* **SUPPLIED DATA**
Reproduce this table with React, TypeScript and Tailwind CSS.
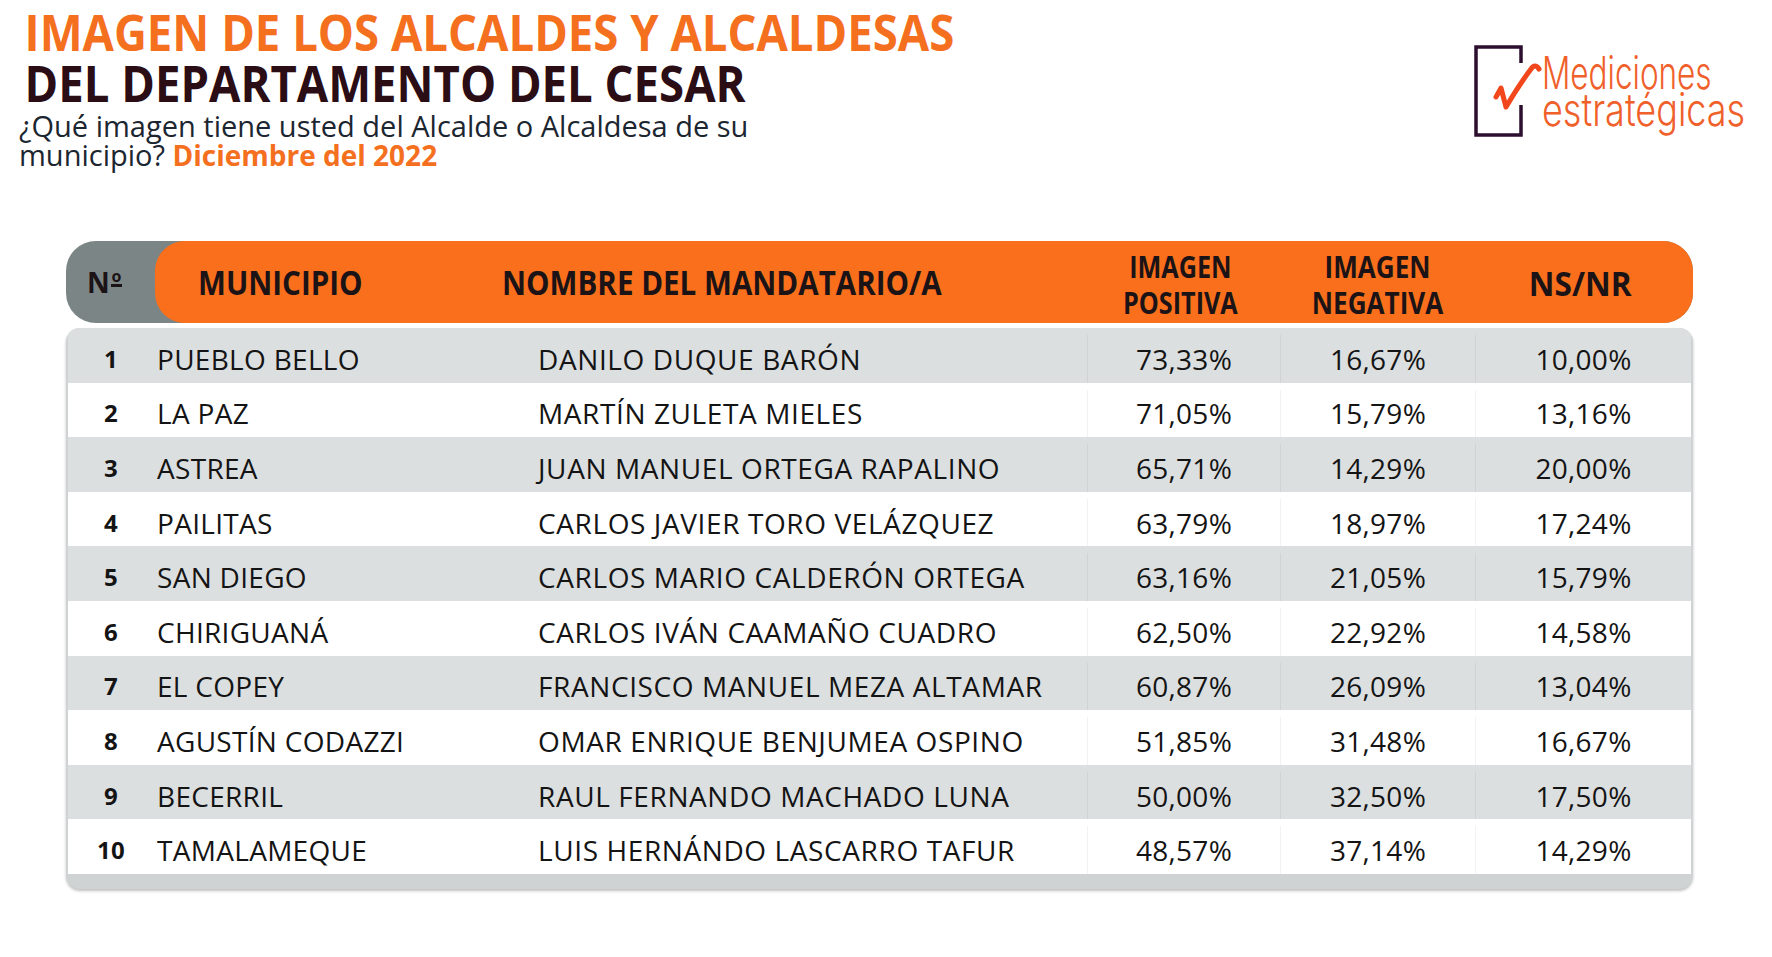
import React from 'react'

type Row = {
  n: number
  municipio: string
  nombre: string
  positiva: string
  negativa: string
  nsnr: string
}

const rows: Row[] = [
  { n: 1, municipio: 'PUEBLO BELLO', nombre: 'DANILO DUQUE BARÓN', positiva: '73,33%', negativa: '16,67%', nsnr: '10,00%' },
  { n: 2, municipio: 'LA PAZ', nombre: 'MARTÍN ZULETA MIELES', positiva: '71,05%', negativa: '15,79%', nsnr: '13,16%' },
  { n: 3, municipio: 'ASTREA', nombre: 'JUAN MANUEL ORTEGA RAPALINO', positiva: '65,71%', negativa: '14,29%', nsnr: '20,00%' },
  { n: 4, municipio: 'PAILITAS', nombre: 'CARLOS JAVIER TORO VELÁZQUEZ', positiva: '63,79%', negativa: '18,97%', nsnr: '17,24%' },
  { n: 5, municipio: 'SAN DIEGO', nombre: 'CARLOS MARIO CALDERÓN ORTEGA', positiva: '63,16%', negativa: '21,05%', nsnr: '15,79%' },
  { n: 6, municipio: 'CHIRIGUANÁ', nombre: 'CARLOS IVÁN CAAMAÑO CUADRO', positiva: '62,50%', negativa: '22,92%', nsnr: '14,58%' },
  { n: 7, municipio: 'EL COPEY', nombre: 'FRANCISCO MANUEL MEZA ALTAMAR', positiva: '60,87%', negativa: '26,09%', nsnr: '13,04%' },
  { n: 8, municipio: 'AGUSTÍN CODAZZI', nombre: 'OMAR ENRIQUE BENJUMEA OSPINO', positiva: '51,85%', negativa: '31,48%', nsnr: '16,67%' },
  { n: 9, municipio: 'BECERRIL', nombre: 'RAUL FERNANDO MACHADO LUNA', positiva: '50,00%', negativa: '32,50%', nsnr: '17,50%' },
  { n: 10, municipio: 'TAMALAMEQUE', nombre: 'LUIS HERNÁNDO LASCARRO TAFUR', positiva: '48,57%', negativa: '37,14%', nsnr: '14,29%' },
]

function Logo() {
  return (
    <div className="mt-[45px] flex w-[272px] shrink-0 items-start">
      <svg width="70" height="92" viewBox="0 0 70 92" fill="none" className="shrink-0">
        <path d="M47 18 L47 2 L2 2 L2 90 L47 90 L47 60" stroke="#2c0f2f" strokeWidth="3.5" />
        <path
          d="M22 52 L27 43 L32 62 Q45 40 57 24 Q61 18 65 24"
          stroke="#f2471c"
          strokeWidth="5"
          strokeLinecap="round"
          strokeLinejoin="round"
        />
      </svg>
      <div className="-ml-[2px] mt-[5px] flex flex-col font-['Inter',sans-serif] font-light text-[#f0602a]">
        <div className="origin-left scale-x-[0.7] whitespace-nowrap text-[45px] leading-[45px]">Mediciones</div>
        <div className="-mt-[8px] origin-left scale-x-[0.8] whitespace-nowrap text-[45px] leading-[45px]">estratégicas</div>
      </div>
    </div>
  )
}

export default function App() {
  return (
    <div className="h-[957px] w-[1772px] overflow-hidden bg-white font-['Open_Sans','Noto_Sans',sans-serif] text-[#141414]">
      <div className="flex justify-between pr-[26px]">
        <div>
          <div className="origin-left scale-x-[0.91] whitespace-nowrap pl-[27px] pt-[7px] text-[50px] font-bold leading-[51px]">
            <div className="text-[#f4701f]">IMAGEN DE LOS ALCALDES Y ALCALDESAS</div>
            <div className="text-[#2a0d15]">DEL DEPARTAMENTO DEL CESAR</div>
          </div>
          <div className="mt-[2px] whitespace-nowrap pl-[19px] text-[29px] leading-[29px] text-[#1c2630]">
            <div>¿Qué imagen tiene usted del Alcalde o Alcaldesa de su</div>
            <div>
              municipio? <span className="text-[28px] font-bold text-[#f4701f]">Diciembre del 2022</span>
            </div>
          </div>
        </div>
        <Logo />
      </div>

      <div className="ml-[66px] mt-[71px] w-[1627px]">
        <div className="flex h-[82px] rounded-[30px] bg-[#7c8585] font-bold text-[#1b1315]">
          <div className="flex w-[89px] items-center justify-center pr-[12px] text-[28px]">
            <span className="flex items-start">
              N
              <span className="ml-[1px] mt-[9px] flex flex-col items-center">
                <span className="text-[16px] leading-[12px]">o</span>
                <span className="mt-[2px] h-[3px] w-[11px] bg-current" />
              </span>
            </span>
          </div>
          <div className="flex flex-1 items-center rounded-[30px] bg-[#f96f1c]">
            <div className="w-[347px] whitespace-nowrap pl-[43px] text-[34px]">
              <span className="inline-block origin-left scale-x-[0.87]">MUNICIPIO</span>
            </div>
            <div className="w-[585px] whitespace-nowrap text-[34px]">
              <span className="inline-block origin-left scale-x-[0.87]">NOMBRE DEL MANDATARIO/A</span>
            </div>
            <div className="w-[193px] pr-[6px] pt-[5px] text-center text-[30px] leading-[36px]">
              <span className="inline-block scale-x-[0.84]">
                IMAGEN
                <br />
                POSITIVA
              </span>
            </div>
            <div className="w-[195px] pt-[5px] text-center text-[30px] leading-[36px]">
              <span className="inline-block scale-x-[0.87]">
                IMAGEN
                <br />
                NEGATIVA
              </span>
            </div>
            <div className="flex-1 pr-[8px] pt-[2px] text-center text-[34px]">
              <span className="inline-block scale-x-[0.93]">NS/NR</span>
            </div>
          </div>
        </div>

        <div className="mt-[5px] overflow-hidden rounded-[14px] bg-[#cfd3d3] px-[2px] pb-[15px] shadow-[0_2px_3px_rgba(0,0,0,0.25)]">
          {rows.map((r, i) => (
            <div
              key={r.n}
              className={`grid h-[54.6px] grid-cols-[86px_384px_549px_193px_195px_1fr] items-center pt-[7px] text-[28px] tracking-[0.3px] ${
                i % 2 === 0 ? 'bg-[#dcdfe0]' : 'bg-white'
              }`}
            >
              <div className="text-center text-[24px] font-bold">{r.n}</div>
              <div className="pl-[3px]">{r.municipio}</div>
              <div className="tracking-[0.6px]">{r.nombre}</div>
              <div className="flex h-full items-center justify-center border-l border-black/5">{r.positiva}</div>
              <div className="flex h-full items-center justify-center border-l border-black/5">{r.negativa}</div>
              <div className="flex h-full items-center justify-center border-l border-black/5">{r.nsnr}</div>
            </div>
          ))}
        </div>
      </div>
    </div>
  )
}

* **WRITTEN INSTRUCTION**
Drop the images and repeat the data exactly.

* **ANSWER TO THE PROBLEM**
Reproduce this table with React, TypeScript and Tailwind CSS.
import React from 'react'

type Row = {
  n: number
  municipio: string
  nombre: string
  positiva: string
  negativa: string
  nsnr: string
}

const rows: Row[] = [
  { n: 1, municipio: 'PUEBLO BELLO', nombre: 'DANILO DUQUE BARÓN', positiva: '73,33%', negativa: '16,67%', nsnr: '10,00%' },
  { n: 2, municipio: 'LA PAZ', nombre: 'MARTÍN ZULETA MIELES', positiva: '71,05%', negativa: '15,79%', nsnr: '13,16%' },
  { n: 3, municipio: 'ASTREA', nombre: 'JUAN MANUEL ORTEGA RAPALINO', positiva: '65,71%', negativa: '14,29%', nsnr: '20,00%' },
  { n: 4, municipio: 'PAILITAS', nombre: 'CARLOS JAVIER TORO VELÁZQUEZ', positiva: '63,79%', negativa: '18,97%', nsnr: '17,24%' },
  { n: 5, municipio: 'SAN DIEGO', nombre: 'CARLOS MARIO CALDERÓN ORTEGA', positiva: '63,16%', negativa: '21,05%', nsnr: '15,79%' },
  { n: 6, municipio: 'CHIRIGUANÁ', nombre: 'CARLOS IVÁN CAAMAÑO CUADRO', positiva: '62,50%', negativa: '22,92%', nsnr: '14,58%' },
  { n: 7, municipio: 'EL COPEY', nombre: 'FRANCISCO MANUEL MEZA ALTAMAR', positiva: '60,87%', negativa: '26,09%', nsnr: '13,04%' },
  { n: 8, municipio: 'AGUSTÍN CODAZZI', nombre: 'OMAR ENRIQUE BENJUMEA OSPINO', positiva: '51,85%', negativa: '31,48%', nsnr: '16,67%' },
  { n: 9, municipio: 'BECERRIL', nombre: 'RAUL FERNANDO MACHADO LUNA', positiva: '50,00%', negativa: '32,50%', nsnr: '17,50%' },
  { n: 10, municipio: 'TAMALAMEQUE', nombre: 'LUIS HERNÁNDO LASCARRO TAFUR', positiva: '48,57%', negativa: '37,14%', nsnr: '14,29%' },
]

function Logo() {
  return (
    <div className="mt-[45px] flex w-[272px] shrink-0 items-start">
      <svg width="70" height="92" viewBox="0 0 70 92" fill="none" className="shrink-0">
        <path d="M47 18 L47 2 L2 2 L2 90 L47 90 L47 60" stroke="#2c0f2f" strokeWidth="3.5" />
        <path
          d="M22 52 L27 43 L32 62 Q45 40 57 24 Q61 18 65 24"
          stroke="#f2471c"
          strokeWidth="5"
          strokeLinecap="round"
          strokeLinejoin="round"
        />
      </svg>
      <div className="-ml-[2px] mt-[5px] flex flex-col font-['Inter',sans-serif] font-light text-[#f0602a]">
        <div className="origin-left scale-x-[0.7] whitespace-nowrap text-[45px] leading-[45px]">Mediciones</div>
        <div className="-mt-[8px] origin-left scale-x-[0.8] whitespace-nowrap text-[45px] leading-[45px]">estratégicas</div>
      </div>
    </div>
  )
}

export default function App() {
  return (
    <div className="h-[957px] w-[1772px] overflow-hidden bg-white font-['Open_Sans','Noto_Sans',sans-serif] text-[#141414]">
      <div className="flex justify-between pr-[26px]">
        <div>
          <div className="origin-left scale-x-[0.91] whitespace-nowrap pl-[27px] pt-[7px] text-[50px] font-bold leading-[51px]">
            <div className="text-[#f4701f]">IMAGEN DE LOS ALCALDES Y ALCALDESAS</div>
            <div className="text-[#2a0d15]">DEL DEPARTAMENTO DEL CESAR</div>
          </div>
          <div className="mt-[2px] whitespace-nowrap pl-[19px] text-[29px] leading-[29px] text-[#1c2630]">
            <div>¿Qué imagen tiene usted del Alcalde o Alcaldesa de su</div>
            <div>
              municipio? <span className="text-[28px] font-bold text-[#f4701f]">Diciembre del 2022</span>
            </div>
          </div>
        </div>
        <Logo />
      </div>

      <div className="ml-[66px] mt-[71px] w-[1627px]">
        <div className="flex h-[82px] rounded-[30px] bg-[#7c8585] font-bold text-[#1b1315]">
          <div className="flex w-[89px] items-center justify-center pr-[12px] text-[28px]">
            <span className="flex items-start">
              N
              <span className="ml-[1px] mt-[9px] flex flex-col items-center">
                <span className="text-[16px] leading-[12px]">o</span>
                <span className="mt-[2px] h-[3px] w-[11px] bg-current" />
              </span>
            </span>
          </div>
          <div className="flex flex-1 items-center rounded-[30px] bg-[#f96f1c]">
            <div className="w-[347px] whitespace-nowrap pl-[43px] text-[34px]">
              <span className="inline-block origin-left scale-x-[0.87]">MUNICIPIO</span>
            </div>
            <div className="w-[585px] whitespace-nowrap text-[34px]">
              <span className="inline-block origin-left scale-x-[0.87]">NOMBRE DEL MANDATARIO/A</span>
            </div>
            <div className="w-[193px] pr-[6px] pt-[5px] text-center text-[30px] leading-[36px]">
              <span className="inline-block scale-x-[0.84]">
                IMAGEN
                <br />
                POSITIVA
              </span>
            </div>
            <div className="w-[195px] pt-[5px] text-center text-[30px] leading-[36px]">
              <span className="inline-block scale-x-[0.87]">
                IMAGEN
                <br />
                NEGATIVA
              </span>
            </div>
            <div className="flex-1 pr-[8px] pt-[2px] text-center text-[34px]">
              <span className="inline-block scale-x-[0.93]">NS/NR</span>
            </div>
          </div>
        </div>

        <div className="mt-[5px] overflow-hidden rounded-[14px] bg-[#cfd3d3] px-[2px] pb-[15px] shadow-[0_2px_3px_rgba(0,0,0,0.25)]">
          {rows.map((r, i) => (
            <div
              key={r.n}
              className={`grid h-[54.6px] grid-cols-[86px_384px_549px_193px_195px_1fr] items-center pt-[7px] text-[28px] tracking-[0.3px] ${
                i % 2 === 0 ? 'bg-[#dcdfe0]' : 'bg-white'
              }`}
            >
              <div className="text-center text-[24px] font-bold">{r.n}</div>
              <div className="pl-[3px]">{r.municipio}</div>
              <div className="tracking-[0.6px]">{r.nombre}</div>
              <div className="flex h-full items-center justify-center border-l border-black/5">{r.positiva}</div>
              <div className="flex h-full items-center justify-center border-l border-black/5">{r.negativa}</div>
              <div className="flex h-full items-center justify-center border-l border-black/5">{r.nsnr}</div>
            </div>
          ))}
        </div>
      </div>
    </div>
  )
}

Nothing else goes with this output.